Non-enquête sur les disparitions, restrictions à la liberté de réunion et de circulation, passeportisation forcée, expropriation de biens ukrainiens, etc. – tous ces problèmes sont incontestables, le gouvernement dispose de suffisamment de données pour les prouver. Par conséquent, la tâche principale et la plus difficile était de prouver la recevabilité de l’affaire par la Cour européenne des droits de l’homme. Il fallait prouver la nature systémique du problème, ainsi que le fait que l’affaire ne dépasse pas les compétences de la Cour (car, rappelons-le, la question de l’agression en tant que telle ne peut pas examinée par la CEDH).
Il était également nécessaire de prouver que la Russie a pris le contrôle de la Crimée en février, car certains des crimes impunis de la Russie remontent à février et début mars.
Maintenant que ce filtre a été surmonté, nous pouvons être sûrs que toutes décisions de la Cour européenne des droits de l’homme ou au moins la grande majorité seront en faveur de l’Ukraine.

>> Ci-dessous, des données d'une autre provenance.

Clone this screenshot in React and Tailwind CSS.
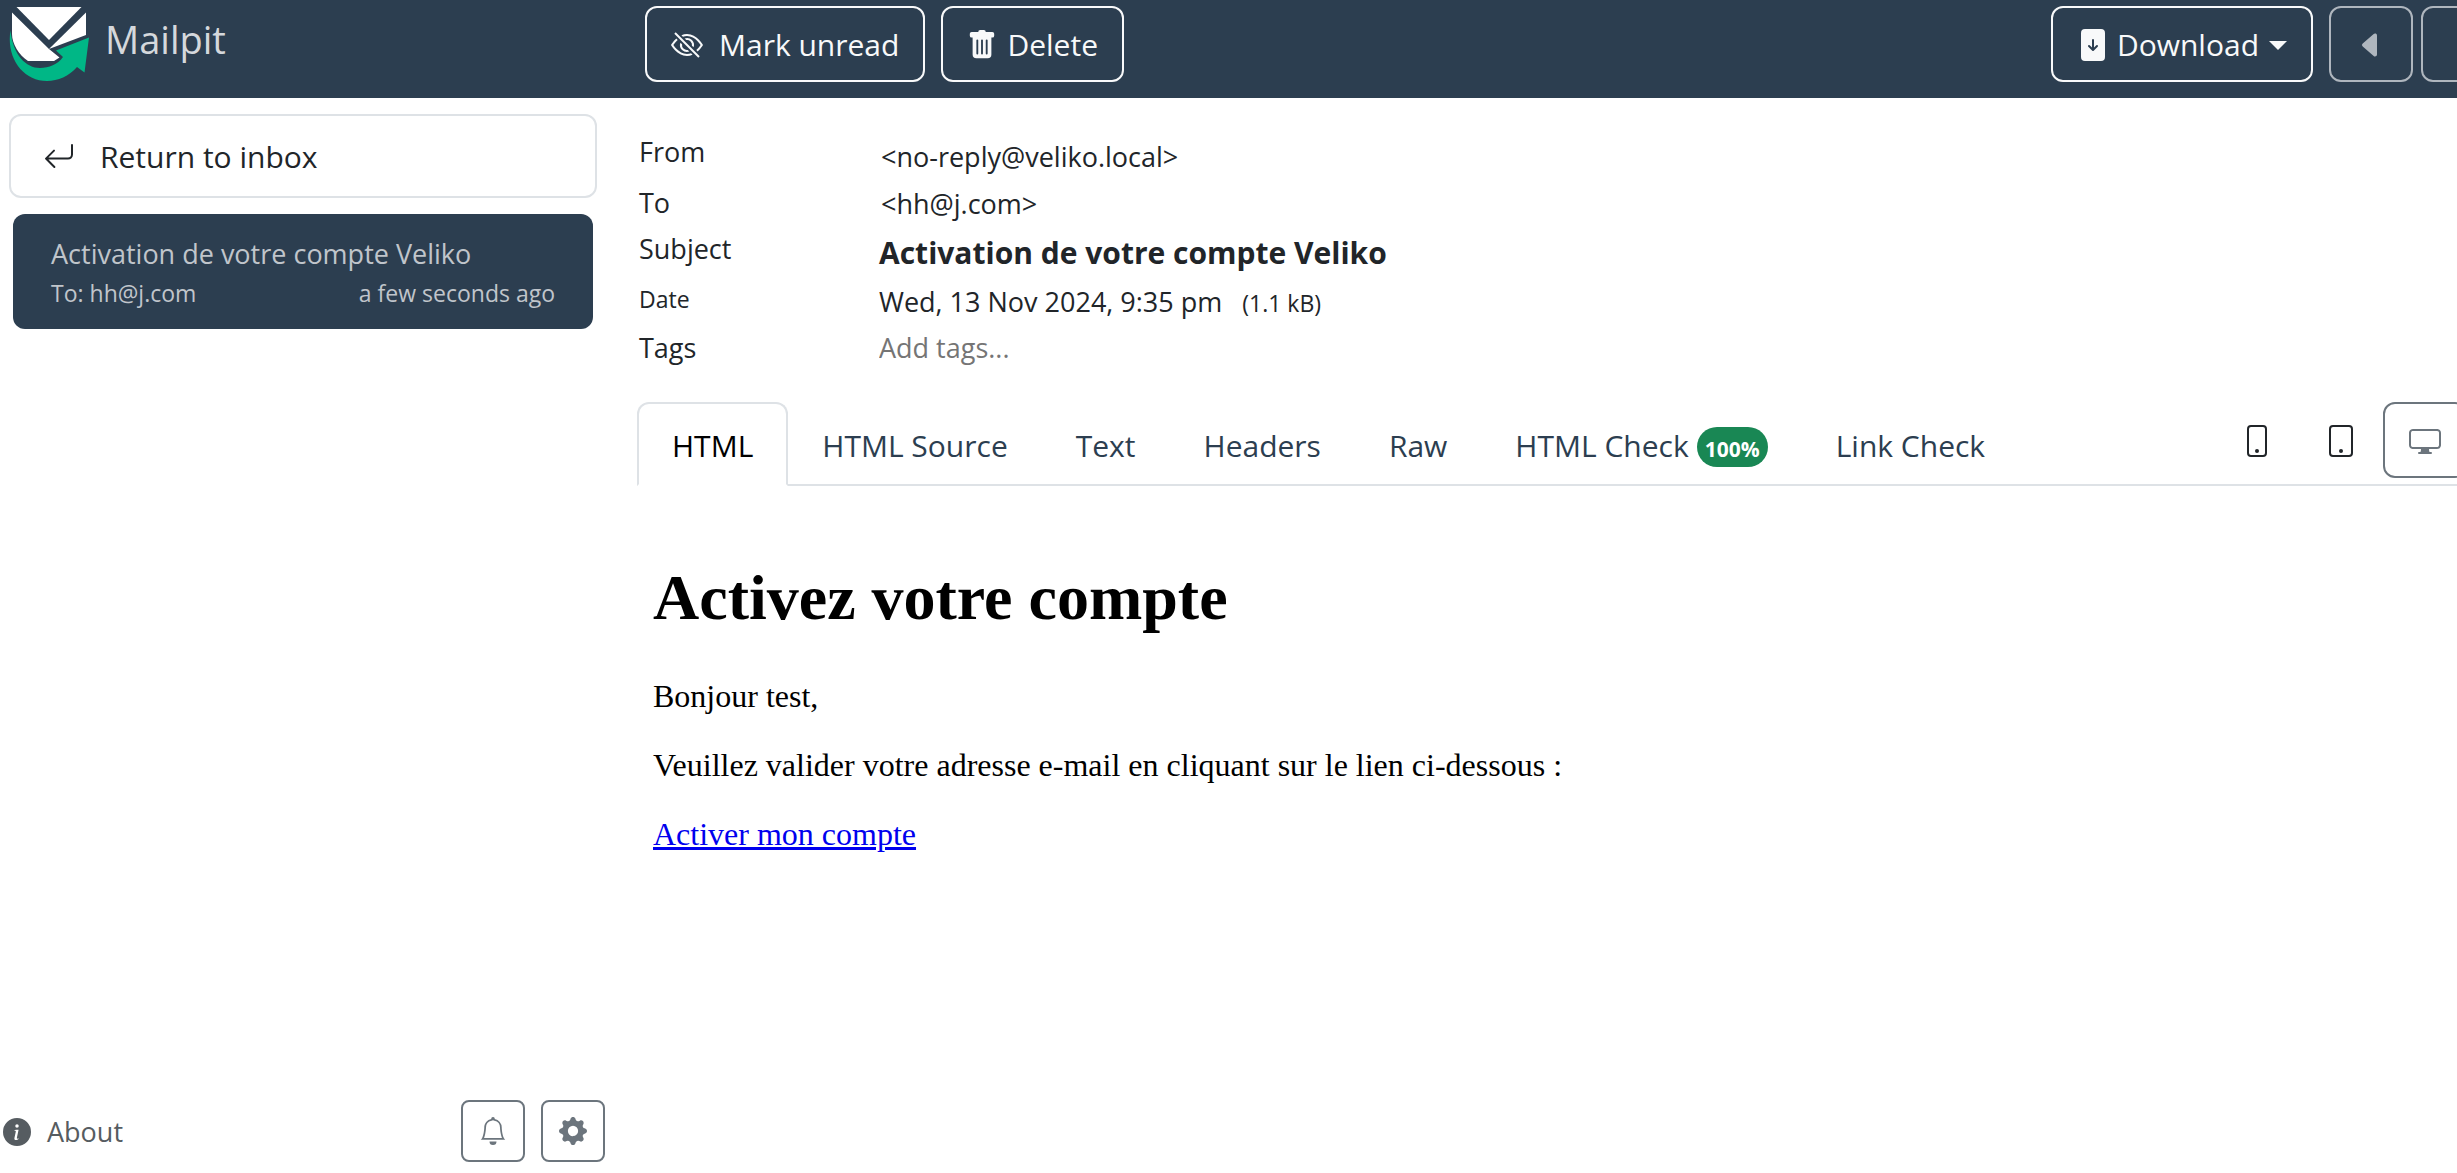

Mais la décision ne sera pas rapide. C’est comparable à la manière dont la Cour EDH a traité les plaintes de la Géorgie contre la Russie concernant les conséquences du conflit armé de 2008. La décision sur la recevabilité de cette réclamation a été rendue à Strasbourg en décembre 2011. Et ce n’est que depuis plus de 9 ans que le tribunal a annoncé l’adoption de la décision finale, qui sera annoncée dans une semaine, le 21 janvier. Le gouvernement ukrainien espère que le cas ukrainien évoluera plus rapidement (car le cas géorgien était, en fait, un précédent), mais il en est encore pour au moins quelques années.